For more complex elements it is not always possible to map them
to existing DocBook structures. In this situation it is needed to
create appropriate XSLT templates manually. This approach can be
combined with our automatically generated specialization layer, but we
must disable this layer for elements that we handle manually. This
technique is shown on the following example (html-customized.xsl
):
<?xml version="1.0" encoding="utf-8"?> <xsl:stylesheet xmlns:xsl="http://www.w3.org/1999/XSL/Transform" version="1.0"> <xsl:import href="http://docbook.sourceforge.net/release/xsl/current/html/profile-docbook.xsl"/> <xsl:import href="asmbook.xsl"/> <!-- List of elements for which we want to use custom processing --> <xsl:template match="db:instruction" mode="remap" xmlns:db="http://docbook.org/ns/docbook"> <xsl:copy> <xsl:apply-templates select="node()|@*" mode="remap"/> </xsl:copy> </xsl:template> <xsl:template match="instruction"> <tt style="color: red; font-weight: bold;"><xsl:apply-templates/></tt> </xsl:template> </xsl:stylesheet>
Template in remap
mode is used to disable
default schema driven remapping for instruction
element.

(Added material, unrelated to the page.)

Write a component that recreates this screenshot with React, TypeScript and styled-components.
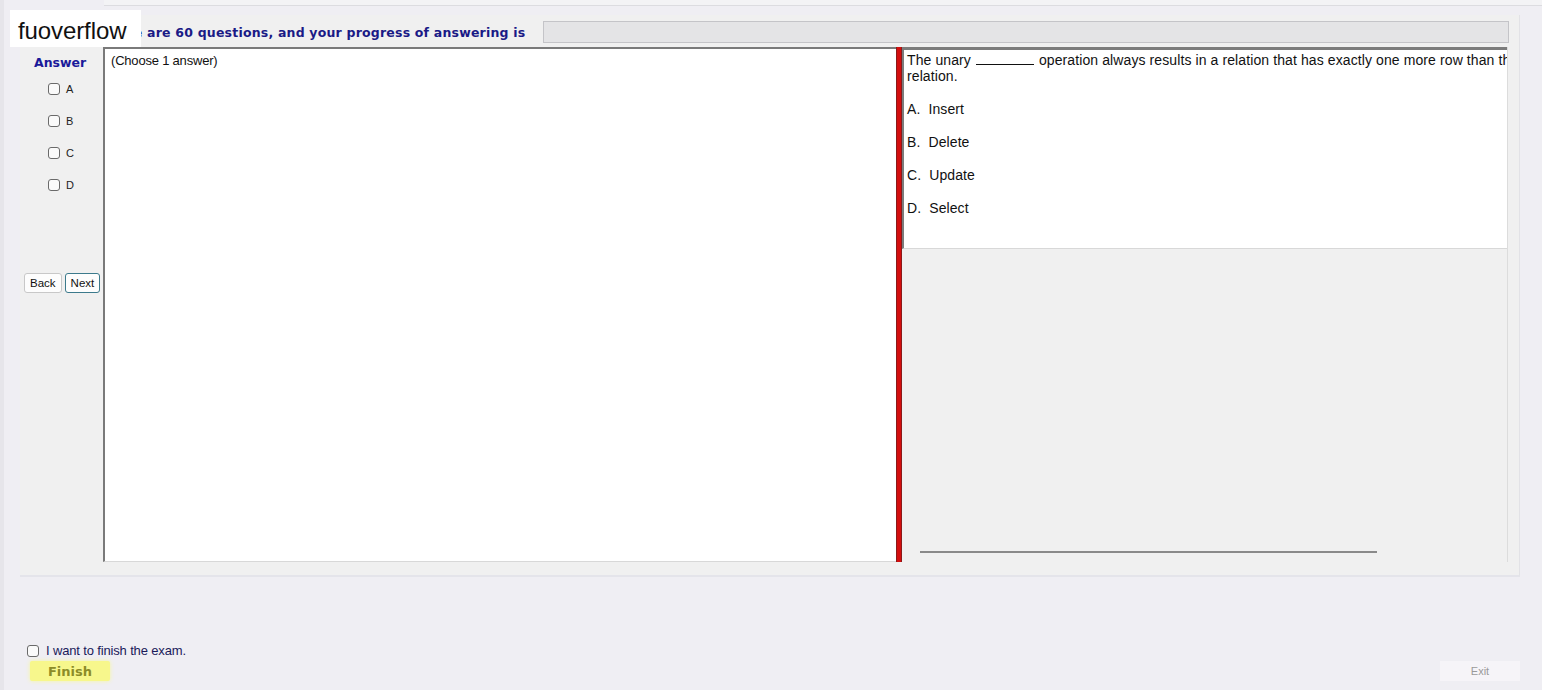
import React, { useState } from "react";
import styled, { createGlobalStyle } from "styled-components";

const GlobalStyle = createGlobalStyle`
  html, body {
    margin: 0;
    padding: 0;
    background: #efeef3;
  }
  body {
    font-family: "Liberation Sans", Arial, sans-serif;
  }
`;

const Page = styled.div`
  position: relative;
  width: 1542px;
  height: 690px;
  box-sizing: border-box;
  display: flex;
  flex-direction: column;
  background: #efeef3;
  border-left: 4px solid #e6e5ea;
  overflow: hidden;
`;

const TopStrip = styled.div`
  height: 5px;
  margin-left: 100px;
  border-bottom: 1px solid #dcdce0;
  background: #f3f3f5;
`;

const MainPanel = styled.div`
  margin: 9px 22px 0 16px;
  height: 562px;
  box-sizing: border-box;
  display: flex;
  flex-direction: column;
  background: #f0f0f0;
  border-right: 1px solid #e2e2e6;
  border-bottom: 2px solid #e4e4ea;
`;

const HeaderRow = styled.div`
  height: 32px;
  display: flex;
  align-items: center;
  padding-top: 2px;
  box-sizing: border-box;
`;

const HeaderText = styled.span`
  margin-left: 81px;
  font-family: "DejaVu Sans", Verdana, sans-serif;
  font-weight: bold;
  font-size: 12.5px;
  color: #1a1a86;
  white-space: nowrap;
  letter-spacing: 0.2px;
`;

const ProgressBar = styled.div`
  flex: 1;
  height: 22px;
  margin: 0 10px 0 18px;
  background: #e4e4e6;
  border: 1px solid #c4c4c8;
  box-sizing: border-box;
`;

const ContentRow = styled.div`
  display: flex;
  height: 515px;
`;

const AnswerColumn = styled.div`
  width: 83px;
  flex-shrink: 0;
  display: flex;
  flex-direction: column;
  padding: 8px 0 0 4px;
  box-sizing: border-box;
  background: #f0f0f0;
`;

const AnswerTitle = styled.div`
  font-family: "DejaVu Sans", Verdana, sans-serif;
  font-weight: bold;
  font-size: 12.5px;
  color: #1a1a9a;
  margin: 0 0 12px 10px;
`;

const OptionList = styled.div`
  display: flex;
  flex-direction: column;
  gap: 18px;
  margin-left: 24px;
`;

const OptionRow = styled.label`
  display: flex;
  align-items: center;
  gap: 6px;
  height: 14px;
  font-size: 11px;
  color: #222;
`;

const Box = styled.input.attrs({ type: "checkbox" })`
  appearance: none;
  width: 12px;
  height: 12px;
  margin: 0;
  border: 1px solid #6a6a6a;
  border-radius: 3px;
  background: #fafafa;
  box-sizing: border-box;
  &:checked {
    background: #6a6a6a;
  }
`;

const NavRow = styled.div`
  display: flex;
  gap: 3px;
  margin-top: 81px;
`;

const NavButton = styled.button<{ $focused?: boolean }>`
  height: 20px;
  padding: 0 5px;
  font-family: "Liberation Sans", Arial, sans-serif;
  font-size: 11.5px;
  color: #111;
  background: #fdfdfd;
  border: 1px solid ${(p) => (p.$focused ? "#3c7a8c" : "#c8c8c8")};
  border-radius: 3px;
`;

const ChoiceBox = styled.div`
  width: 793px;
  flex-shrink: 0;
  box-sizing: border-box;
  background: #ffffff;
  border-top: 2px solid #7a7a7a;
  border-left: 2px solid #7a7a7a;
  border-bottom: 1px solid #d8d8d8;
  padding: 4px 6px;
  font-size: 13px;
  letter-spacing: -0.2px;
  color: #111;
`;

const Splitter = styled.div`
  width: 6px;
  flex-shrink: 0;
  background: #d40e0e;
  border-left: 1px solid #8a1a1a;
  border-right: 1px solid #8a1a1a;
  box-sizing: border-box;
`;

const RightPane = styled.div`
  flex: 1;
  min-width: 0;
  display: flex;
  flex-direction: column;
  background: #f0f0f0;
  border-right: 1px solid #dcdcdc;
  margin-right: 11px;
`;

const QuestionBox = styled.div`
  height: 202px;
  box-sizing: border-box;
  background: #ffffff;
  border-top: 3px solid #7c7c7c;
  border-left: 2px solid #7c7c7c;
  border-bottom: 1px solid #d8d8d8;
  padding: 2px 0 0 3px;
  font-size: 14px;
  line-height: 16px;
  letter-spacing: 0.1px;
  color: #111;
  overflow: hidden;
`;

const QuestionText = styled.div`
  white-space: nowrap;
  margin-bottom: 17px;
`;

const Blank = styled.span`
  display: inline-block;
  width: 58px;
  border-bottom: 1px solid #111;
  margin: 0 5px;
  height: 12px;
`;

const Choice = styled.div`
  margin-bottom: 17px;
`;

const ScrollTrack = styled.div`
  flex: 1;
  display: flex;
  align-items: flex-end;
  padding: 0 0 9px 18px;
`;

const ScrollLine = styled.div`
  width: 457px;
  height: 2px;
  background: #8a8a8a;
`;

const Footer = styled.div`
  flex: 1;
  display: flex;
  align-items: flex-end;
  justify-content: space-between;
  padding: 0 22px 9px 23px;
`;

const FinishGroup = styled.div`
  display: flex;
  flex-direction: column;
  gap: 3px;
`;

const FinishLabel = styled.label`
  display: flex;
  align-items: center;
  gap: 7px;
  font-size: 13px;
  color: #1a1a5a;
  letter-spacing: -0.15px;
`;

const FinishButton = styled.button`
  width: 80px;
  height: 20px;
  margin-left: 3px;
  background: #f7f78c;
  border: none;
  border-radius: 2px;
  font-family: "DejaVu Sans", Verdana, sans-serif;
  font-weight: bold;
  font-size: 13px;
  color: #8c8c28;
  box-shadow: 0 0 4px #f7f7a0;
`;

const ExitButton = styled.button`
  width: 80px;
  height: 20px;
  background: #f6f4f8;
  border: none;
  font-family: "Liberation Sans", Arial, sans-serif;
  font-size: 11px;
  color: #9a9a9a;
`;

const Watermark = styled.div`
  position: absolute;
  left: 6px;
  top: 10px;
  width: 131px;
  height: 37px;
  background: #ffffff;
  display: flex;
  align-items: center;
  padding: 4px 0 0 8px;
  box-sizing: border-box;
  font-family: "Liberation Sans", Arial, sans-serif;
  font-size: 24px;
  color: #111;
  letter-spacing: -0.1px;
`;

const options = ["A", "B", "C", "D"];
const choices = ["Insert", "Delete", "Update", "Select"];

export default function App() {
  const [picked, setPicked] = useState<string | null>(null);
  const [finish, setFinish] = useState(false);

  return (
    <>
      <GlobalStyle />
      <Page>
        <TopStrip />
        <MainPanel>
          <HeaderRow>
            <HeaderText>There are 60 questions, and your progress of answering is</HeaderText>
            <ProgressBar />
          </HeaderRow>
          <ContentRow>
            <AnswerColumn>
              <AnswerTitle>Answer</AnswerTitle>
              <OptionList>
                {options.map((o) => (
                  <OptionRow key={o}>
                    <Box checked={picked === o} onChange={() => setPicked(picked === o ? null : o)} />
                    {o}
                  </OptionRow>
                ))}
              </OptionList>
              <NavRow>
                <NavButton>Back</NavButton>
                <NavButton $focused>Next</NavButton>
              </NavRow>
            </AnswerColumn>
            <ChoiceBox>(Choose 1 answer)</ChoiceBox>
            <Splitter />
            <RightPane>
              <QuestionBox>
                <QuestionText>
                  The unary<Blank />operation always results in a relation that has exactly one more row than the original
                  <br />
                  relation.
                </QuestionText>
                {choices.map((c, i) => (
                  <Choice key={c}>
                    {options[i]}.&nbsp; {c}
                  </Choice>
                ))}
              </QuestionBox>
              <ScrollTrack>
                <ScrollLine />
              </ScrollTrack>
            </RightPane>
          </ContentRow>
        </MainPanel>
        <Footer>
          <FinishGroup>
            <FinishLabel>
              <Box checked={finish} onChange={() => setFinish(!finish)} />I want to finish the exam.
            </FinishLabel>
            <FinishButton>Finish</FinishButton>
          </FinishGroup>
          <ExitButton>Exit</ExitButton>
        </Footer>
        <Watermark>fuoverflow</Watermark>
      </Page>
    </>
  );
}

The last template defines custom handling of
instruction
element. Please note that in this template we
are referencing element in no namespace because stylesheets were
written primary for older version of DocBook that are not in
a namespace. The stylesheets thus remove DocBook namespace from source
documents prior processing.
As you can see, customizing DocBook V5.0 can be very easy. Dumb easy!